Notice of Right to File Objections to Report and Recommendation
The parties are advised that they may file specific written objections to this Report and Recommendation with the District Judge. Objections must specifically identify the portions of the Report and Recommendation to which objections are made and the basis for such objections. “[I]n the absence of a timely filed objection, a district court need not conduct a de novo review, but instead must ‘only satisfy itself that there is no clear error on the face of the record in order to accept the recommendation.'” Diamond v. Colonial Life & Acc. Ins. Co., 416 F.3d 310 (4th Cir. 2005) (quoting Fed.R.Civ.P. 72 advisory committee's note).

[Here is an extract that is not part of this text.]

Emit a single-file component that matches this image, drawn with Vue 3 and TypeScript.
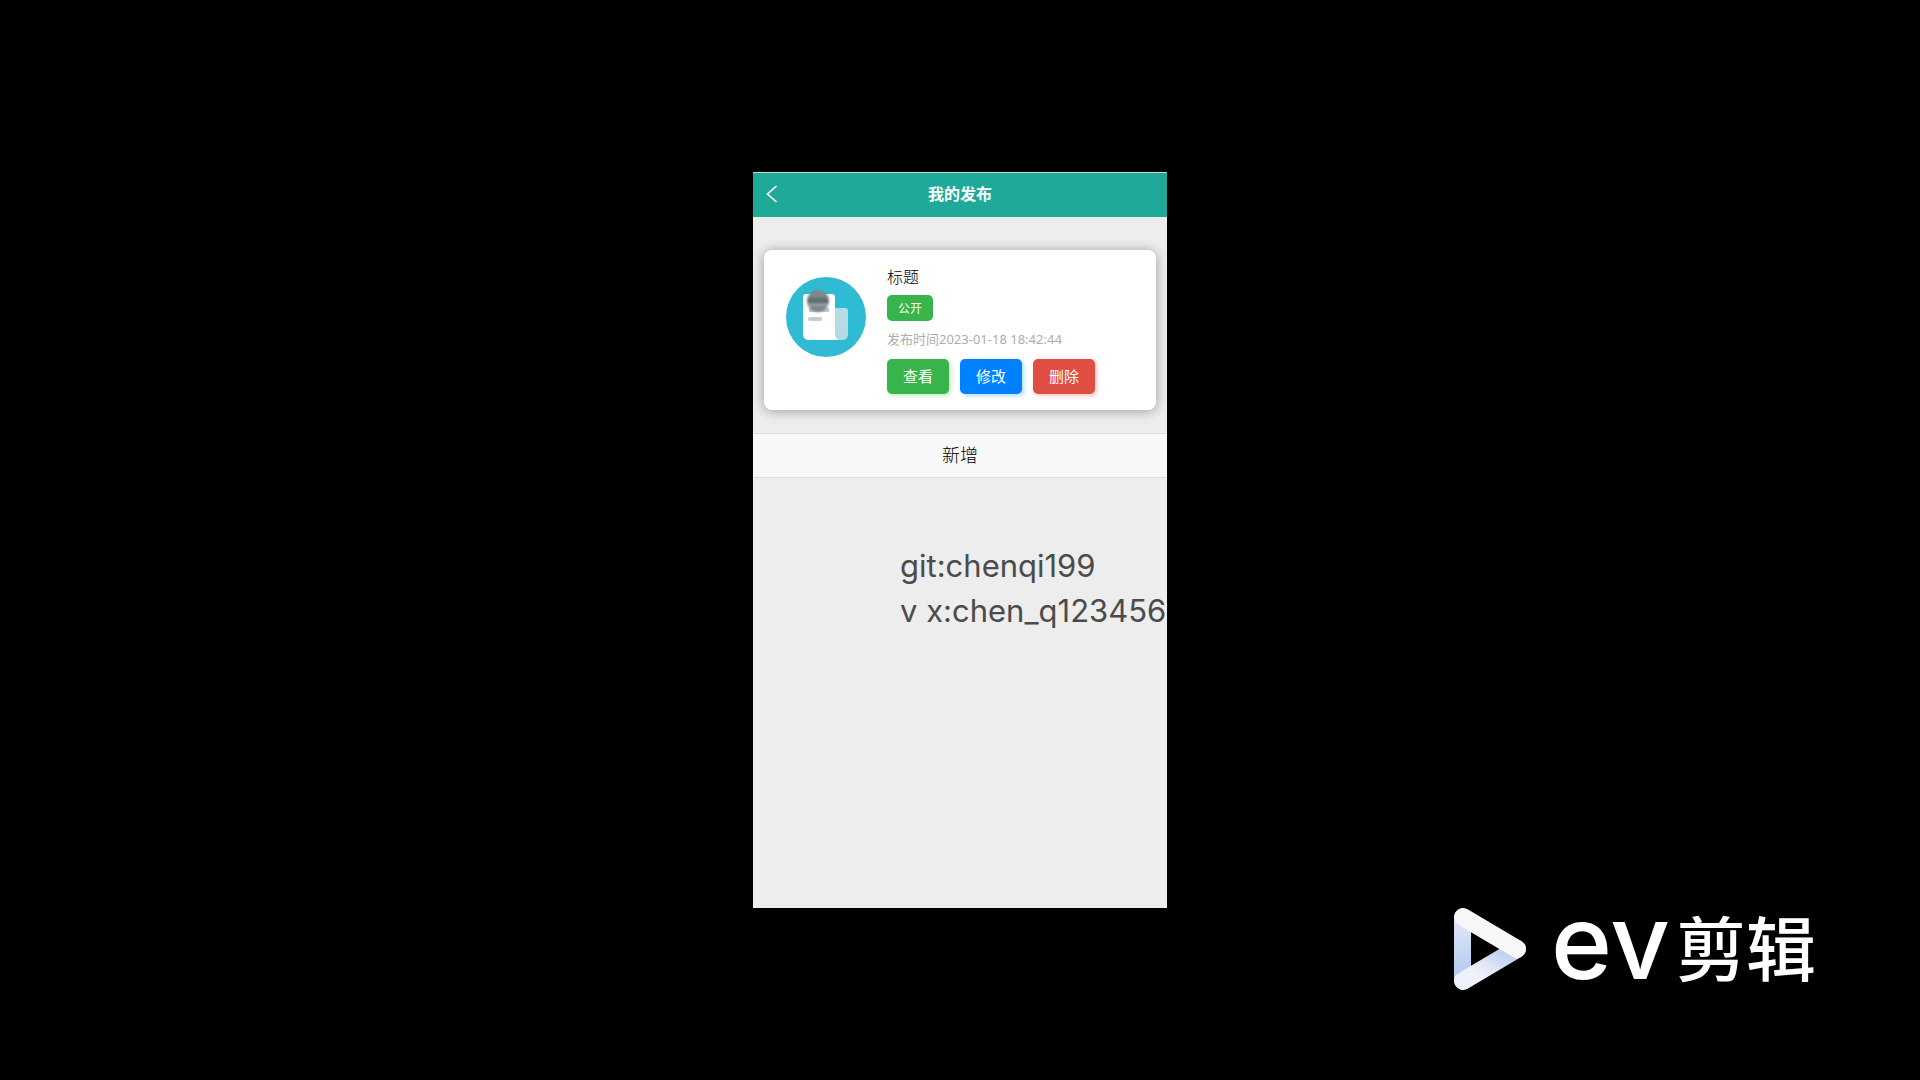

Specific written objections must be filed within fourteen (14) days of the date of service of this Report and Recommendation. 28 U.S.C. § 636(b)(1); Fed.R.Civ.P. 72(b); see Fed. R. Civ. P. 6(a), (d). Filing by mail pursuant to Federal Rule of Civil Procedure 5 may be accomplished by mailing objections to:
Robin L. Blume, Clerk
United States District Court
250 East North Street, Suite 2300
Greenville, South Carolina 29601
Failure to timely file specific written objections to this Report and Recommendation will result in waiver of the right to appeal from a judgment of the District Court based upon such Recommendation. 28 U.S.C. § 636(b)(1); Thomas v. Arn, 474 U.S. 140 (1985); Wright v. Collins, 766 F.2d 841 (4th Cir. 1985); United States v. Schronce, 727 F.2d 91 (4th Cir. 1984).